Procurement Specifications for Cleanroom Mats
A technical purchase specification should include mat type, size, color, layer count, adhesive strength, backing adhesion, sheet numbering, tab design, compatibility with shoe covers, cart-wheel suitability, floor compatibility, and intended placement. For permanent mats, include material, thickness, edge profile, chemical resistance, cleanability, slip resistance, and replacement criteria.
Buyers should also consider operational details. Does the mat size fit the doorway and actual traffic path? Can staff remove layers without touching the adhesive surface? Does the color make contamination visible? Does the backing damage floor coatings? Does the mat create a trip hazard? Is the replacement supply standardized across all controlled entrances?
Training and Behavioral Controls
Even the best mat fails if personnel step around it. Training should specify how to cross the mat, when to change layers, what visible loading means, and how to report a damaged or shifting mat. Signage should be concise: step fully, roll carts straight across, do not bypass, remove top layer when loaded, and document changes when required.
Supervisors should periodically observe traffic. If staff consistently bypass the mat, the problem may be placement, workflow congestion, door swing, cart route, or mat size—not employee attention. Correcting the physical layout is often more effective than repeating reminders.
Cleanroom Mat Control Table
A risk-based approach helps labs assign the correct mat type and documentation level to each boundary. The table below provides a practical framework for procurement, validation, and ongoing monitoring.
| Boundary Type | Primary Contamination Risk | Recommended Mat Strategy | Validation Method | Documentation Requirement |
|---|---|---|---|---|
| General lab entrance | Tracked dust, floor debris, general particulate transfer | Lab entrance mat or contamination-control floor mat sized to doorway traffic | Visual inspection, housekeeping review, traffic observation | Routine cleaning or replacement record based on facility policy |
| Gowning-zone transition | Footborne particles entering cleaner side of gowning path | Adhesive cleanroom mat positioned at dirty-to-clean transition | Footfall observation, layer-change trigger verification, gowning audit | Layer-change log, location ID, staff training record |
| Cleanroom entry | Particles from footwear, shoe covers, and cart wheels entering controlled room | Adhesive mat with adequate length and width for full foot and wheel contact | Traffic-path validation, particle-trend correlation where applicable | Layer number, change frequency, inspection checklist, deviation notes |
| Material transfer area | Particles from boxes, carts, wheels, and packaging movement | Cart-compatible mat with defined wheel path and package staging control | Wheel contact observation, mat shift inspection, residue review | Cart-route SOP, mat inspection log, cleaning or layer-change record |
| High-load receiving or staging area | Heavy traffic, wet footwear, packaging debris, rapid surface loading | Durable lab mat plus adhesive mat at cleaner secondary boundary if needed | Traffic-volume review, visible loading trigger, replacement interval analysis | High-traffic maintenance log, replacement schedule, corrective action record |
FAQs
- Why should cleanroom mats be treated as contamination-control infrastructure? Cleanroom mats control particle movement at transition points where personnel, carts, and materials enter cleaner areas. If they are selected, placed, or changed casually, they may provide little real protection while creating the appearance of control.

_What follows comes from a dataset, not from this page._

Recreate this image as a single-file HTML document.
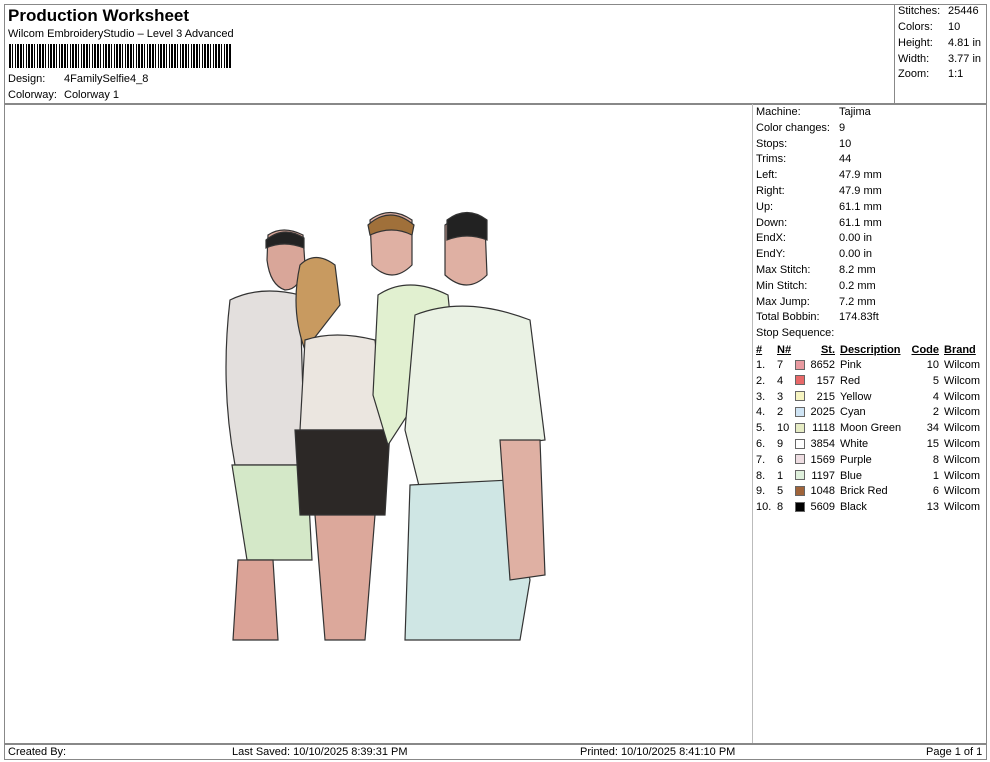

- Where should adhesive cleanroom mats be placed? Adhesive mats should be placed where personnel or carts must pass fully across them before entering a cleaner zone. Common locations include gowning boundaries, cleanroom entrances, material transfer points, and controlled sample preparation rooms. Placement should reflect actual traffic patterns.
- How often should adhesive mat layers be changed? Layer-change frequency should be based on traffic volume, visible particle loading, tack loss, room risk, and defined events such as shift change, batch change, or spill exposure. High-risk entrances should have documented layer changes rather than informal replacement.
- Can a cleanroom mat replace gowning or cleaning procedures? No. Mats reduce particle transfer from shoes and wheels, but they do not replace gowning, hand hygiene, garment control, cart cleaning, room cleaning, pressure control, or environmental monitoring. They are one boundary-control component within a broader contamination-control system.
- What is tack retention? Tack retention describes the mat surface’s ability to remain sticky enough to capture particles over time and traffic. Tack can decline when the surface becomes loaded with particles, moisture, powders, or residues. Loss of tack should trigger layer removal or mat replacement.
- Are permanent lab mats suitable for cleanroom entrances? Permanent lab mats may be useful for general entrances or lower-risk areas, but high-control cleanroom entries often require adhesive mats because they provide removable particle-capture layers. The correct choice depends on classification, traffic, cleaning method, and contamination risk.
- Which LabCals categories support a cleanroom mat validation program? A controlled program should connect Lab Consumables & Cleaning with Cleanroom & Lab Mats so that adhesive cleanroom mats, lab entrance mats, and replacement mat layers are selected and documented by boundary risk.
Inventory and Protocol Audit
A practical audit begins with three actions. First, map every transition point where personnel, carts, tools, or materials move from a lower-control area into a cleaner zone, then assign each boundary a contamination-risk level. Second, verify that each mat is correctly sized, positioned, and documented with a defined inspection rule, layer-change trigger, and replacement supply. Third, lock approved Cleanroom & Lab Mats into the purchasing file so substitutions trigger review for adhesive performance, traffic suitability, floor compatibility, and documentation requirements. This gives lab managers a defensible path to reduce particle migration, improve gowning-zone efficiency, and align mat use with current standards for contamination-control operations.